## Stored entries
________________
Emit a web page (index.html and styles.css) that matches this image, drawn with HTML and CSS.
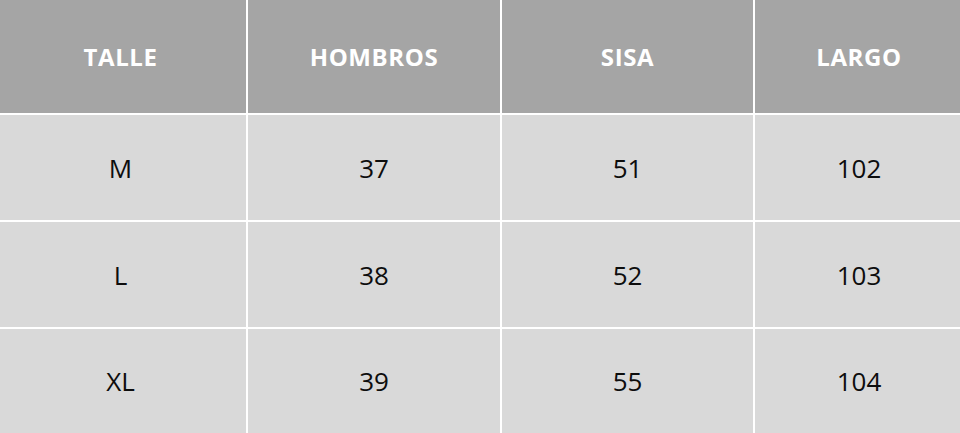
FILE: index.html
```html
<!DOCTYPE html>
<html>
<head>
<meta charset="utf-8">
<link rel="stylesheet" href="styles.css">
</head>
<body>
<div class="table">
  <div class="cell head first">TALLE</div>
  <div class="cell head">HOMBROS</div>
  <div class="cell head">SISA</div>
  <div class="cell head last">LARGO</div>
  <div class="cell first">M</div>
  <div class="cell">37</div>
  <div class="cell">51</div>
  <div class="cell last">102</div>
  <div class="cell first">L</div>
  <div class="cell">38</div>
  <div class="cell">52</div>
  <div class="cell last">103</div>
  <div class="cell first">XL</div>
  <div class="cell">39</div>
  <div class="cell">55</div>
  <div class="cell last">104</div>
</div>
</body>
</html>
```
FILE: styles.css
```css
html, body {
  margin: 0;
  padding: 0;
  background: #ffffff;
}
.table {
  width: 960px;
  height: 433px;
  display: grid;
  grid-template-columns: 246px 252px 251px 205px;
  grid-template-rows: 113px 105px 105px 104px;
  gap: 2px;
  background: #ffffff;
  font-family: "Open Sans", sans-serif;
}
.cell {
  background: #d9d9d9;
  color: #0d0d0d;
  font-size: 26px;
  font-weight: 400;
  display: flex;
  align-items: center;
  justify-content: center;
}
.first {
  padding-right: 5px;
}
.last {
  padding-left: 3px;
}
.head {
  background: #a5a5a5;
  color: #ffffff;
  font-size: 24px;
  font-weight: 700;
  letter-spacing: 0.6px;
}
```
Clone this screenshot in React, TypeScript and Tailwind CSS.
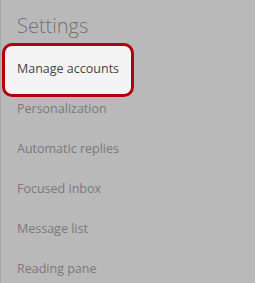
________________
## Given request
Give only the number of lines in the entries above that contain the string "index".

## Written reply
2